The case revolves around a First Information Report (FIR) filed on January 4, 2014, by Firozkhan Saeedkhan Pathan, a member of the Gulberg Co-Operative Housing Society. The FIR alleged that Teesta Setalvad, Javed Anand, and others conspired to misuse funds collected in the name of providing assistance to the victims of the 2002 Gujarat riots. Specifically, the complaint stated that the accused displayed photos and videos of the Gulberg Society on the websites of Citizens for Justice and Peace (CJP) and Sabrang Trust, appealing for donations. The complainant alleged that these funds, amounting to crores of rupees, were diverted for personal use rather than being used for the intended purpose.

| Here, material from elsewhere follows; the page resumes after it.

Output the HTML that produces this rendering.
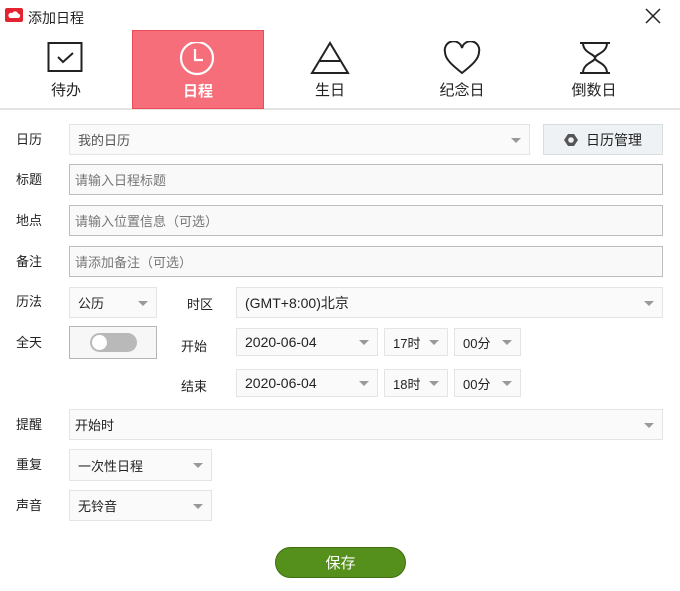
<!DOCTYPE html><html><head><meta charset="utf-8"><style>
*{box-sizing:border-box;margin:0;padding:0}
body{width:680px;height:591px;background:#fff;font-family:"Liberation Sans","Noto Sans CJK SC",sans-serif;font-size:13px;color:#222;position:relative;overflow:hidden}
.a{position:absolute}
.lbl{position:absolute;left:16px;font-size:13px;line-height:16px}
.inp{position:absolute;border:1px solid #bdbdbd;background:#f9f9f9;color:#777;padding-left:5px;display:flex;align-items:center}
.sel{position:absolute;border:1px solid #e4e4e4;background:#fafafa;color:#222;padding-left:8px;display:flex;align-items:center}
.sel:after{content:"";position:absolute;right:8px;top:50%;margin-top:-2px;border-left:5px solid transparent;border-right:5px solid transparent;border-top:5px solid #999}
.tab{position:absolute;top:30px;width:132px;height:79px;text-align:center;font-size:15px}
.tab svg{position:absolute;left:47px;top:11px}
.tab span{position:absolute;left:0;right:0;top:49px}
</style></head><body>
<svg class="a" style="left:5px;top:8px" width="18" height="14"><rect width="18" height="14" rx="2" fill="#e3232f"/><path d="M5 10h8a2.2 2.2 0 0 0 0-4.4 3 3 0 0 0-5.6-.6A2.5 2.5 0 0 0 5 10z" fill="#fff"/></svg>
<div class="a" style="left:28px;top:8px;font-size:14px">添加日程</div>
<svg class="a" style="left:645px;top:8px" width="16" height="16"><path d="M1 1L15 15M15 1L1 15" stroke="#222" stroke-width="1.5"/></svg>
<div class="a" style="left:0;top:108px;width:680px;height:2px;background:#e4e4e4"></div>
<div class="tab" style="left:0"><svg width="38" height="34"><rect x="1.5" y="2" width="33" height="28" fill="none" stroke="#222" stroke-width="2"/><path d="M11 16l5 5 10-9" fill="none" stroke="#222" stroke-width="2"/></svg><span>待办</span></div>
<div class="tab" style="left:132px;background:#f56e79;border:1px solid #ec4a57;color:#fff;font-weight:bold"><svg width="38" height="34" style="left:46px"><circle cx="18" cy="16" r="16" fill="none" stroke="#fff" stroke-width="2.2"/><path d="M16 7v11h8" fill="none" stroke="#fff" stroke-width="2.2"/></svg><span>日程</span></div>
<div class="tab" style="left:264px"><svg width="40" height="34" style="left:46px"><path d="M20 2L2 32h36z" fill="none" stroke="#222" stroke-width="2"/><path d="M10 20h20" stroke="#222" stroke-width="2"/></svg><span>生日</span></div>
<div class="tab" style="left:396px"><svg width="40" height="34" style="left:46px"><path d="M20 32C10 24 3 18 3 11a8 8 0 0 1 17-4 8 8 0 0 1 17 4c0 7-7 13-17 21z" fill="none" stroke="#222" stroke-width="2"/></svg><span>纪念日</span></div>
<div class="tab" style="left:528px"><svg width="40" height="34" style="left:50px"><path d="M2 2h30M2 32h30M5 2c0 10 12 11 12 15S5 22 5 32M29 2c0 10-12 11-12 15s12 5 12 15" fill="none" stroke="#222" stroke-width="2"/></svg><span>倒数日</span></div>

<div class="lbl" style="top:132px">日历</div>
<div class="sel" style="left:69px;top:124px;width:461px;height:31px;color:#555">我的日历</div>
<div class="a" style="left:543px;top:124px;width:120px;height:31px;border:1px solid #d8dde0;background:#eef2f4;display:flex;align-items:center;justify-content:center;font-size:14px"><svg width="14" height="14" style="margin-right:8px"><path d="M4 1h6l4 6-4 6H4L0 7z" fill="#555"/><circle cx="7" cy="7" r="2.8" fill="#eef2f4"/></svg>日历管理</div>
<div class="lbl" style="top:172px">标题</div>
<div class="inp" style="left:69px;top:164px;width:594px;height:31px">请输入日程标题</div>
<div class="lbl" style="top:213px">地点</div>
<div class="inp" style="left:69px;top:205px;width:594px;height:31px">请输入位置信息（可选）</div>
<div class="lbl" style="top:254px">备注</div>
<div class="inp" style="left:69px;top:246px;width:594px;height:31px">请添加备注（可选）</div>

<div class="lbl" style="top:294px">历法</div>
<div class="sel" style="left:69px;top:287px;width:88px;height:31px">公历</div>
<div class="a" style="left:187px;top:294px">时区</div>
<div class="sel" style="left:236px;top:287px;width:427px;height:31px;font-size:14px">(GMT+8:00)北京</div>
<div class="lbl" style="top:335px">全天</div>
<div class="a" style="left:69px;top:326px;width:88px;height:33px;border:1px solid #b5b5b5;background:#f7f7f7"><div class="a" style="left:20px;top:6px;width:47px;height:19px;border-radius:10px;background:#b9b9b9"></div><div class="a" style="left:22px;top:8px;width:15px;height:15px;border-radius:50%;background:#fff"></div></div>
<div class="a" style="left:181px;top:336px">开始</div>
<div class="sel" style="left:236px;top:328px;width:142px;height:28px;font-size:14px">2020-06-04</div>
<div class="sel" style="left:384px;top:328px;width:64px;height:28px">17时</div>
<div class="sel" style="left:454px;top:328px;width:67px;height:28px">00分</div>
<div class="a" style="left:181px;top:376px">结束</div>
<div class="sel" style="left:236px;top:369px;width:142px;height:28px;font-size:14px">2020-06-04</div>
<div class="sel" style="left:384px;top:369px;width:64px;height:28px">18时</div>
<div class="sel" style="left:454px;top:369px;width:67px;height:28px">00分</div>

<div class="lbl" style="top:417px">提醒</div>
<div class="sel" style="left:69px;top:409px;width:594px;height:31px;padding-left:5px">开始时</div>
<div class="lbl" style="top:457px">重复</div>
<div class="sel" style="left:69px;top:449px;width:143px;height:32px">一次性日程</div>
<div class="lbl" style="top:498px">声音</div>
<div class="sel" style="left:69px;top:490px;width:143px;height:31px">无铃音</div>
<div class="a" style="left:275px;top:547px;width:131px;height:31px;border-radius:16px;background:#558f1c;border:1px solid #3f7010;color:#fff;font-size:15px;display:flex;align-items:center;justify-content:center">保存</div>
</body></html>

The FIR also alleged that the accused misused Rs. 1,51,00,000 between 2009 and 2011. Following the registration of the FIR, the police issued instructions to freeze nine bank accounts belonging to the appellants, including those of CJP and Sabrang Trust, on January 21, 2014.

Timeline:

Date Event
2002 Godhra riots occur; Gulberg Society is burnt, and 68 people are killed.
2007-2012 Teesta Setalvad and others organize events and collect funds for riot victims, promising a museum at Gulberg Society.
2009-2011 Alleged misuse of funds amounting to Rs. 1,51,00,000 by the accused.
January 4, 2014 FIR No. 1/2014 registered against Teesta Setalvad, Javed Anand, and others for offences including breach of trust and cheating.
January 21, 2014 Bank accounts of the appellants are frozen by the police.
November 4, 2014 Bombay High Court rejects the appellants’ petition to quash the FIR and lift the freezing order.
May 5, 2014 Appellants withdraw their Special Leave Petition before the Supreme Court with liberty to move before the Competent Authority.
September 29, 2014 Appellants withdraw their application before the High Court of Gujarat at Ahmedabad with liberty to approach the concerned Magistrate.
November 28, 2014 Metropolitan Magistrate’s Court at Ahmedabad dismisses the appellants’ applications for defreezing of bank accounts.
February 12, 2015 High Court rejects the anticipatory bail application filed by the appellants.
March 19, 2015 The Supreme Court refers the anticipatory bail matter to a larger bench and grants interim protection from arrest.
July 23, 2015 The Competent Authority categorizes the authorization of CJP Trust as “prior permission”.
September 9, 2015 The Competent Authority suspends the authorization of Sabrang Trust.
October 6/7, 2015 High Court of Gujarat dismisses the criminal revision applications challenging the Magistrate’s order to reject the lifting of the bank account freezing.
December 15, 2017 Supreme Court dismisses the appeals and upholds the freezing of bank accounts.

Course of Proceedings

The appellants initially approached the Bombay High Court seeking to quash the FIR and lift the freezing order, but their petition was rejected on November 4, 2014. They then withdrew their special leave petition before the Supreme Court, opting to approach the competent authority. Subsequently, they withdrew their application before the High Court of Gujarat at Ahmedabad and moved to the Metropolitan Magistrate’s Court at Ahmedabad. The Magistrate dismissed their applications on November 28, 2014, upholding the freezing of the bank accounts. The appellants then filed revision applications before the High Court of Gujarat, which were also dismissed on October 6/7, 2015. The High Court upheld the Magistrate’s decision, stating that the investigating agency had sufficient material to justify the freezing of the accounts under Section 102 of the Code of Criminal Procedure, 1973.

Legal Framework

The core legal provision in this case is Section 102 of the Code of Criminal Procedure, 1973, which deals with the power of a police officer to seize certain property. Section 102(1) states:

“Any police officer may seize any property which may be alleged or suspected to have been stolen, or which may be found under circumstances which create suspicion of the commission of any offence.”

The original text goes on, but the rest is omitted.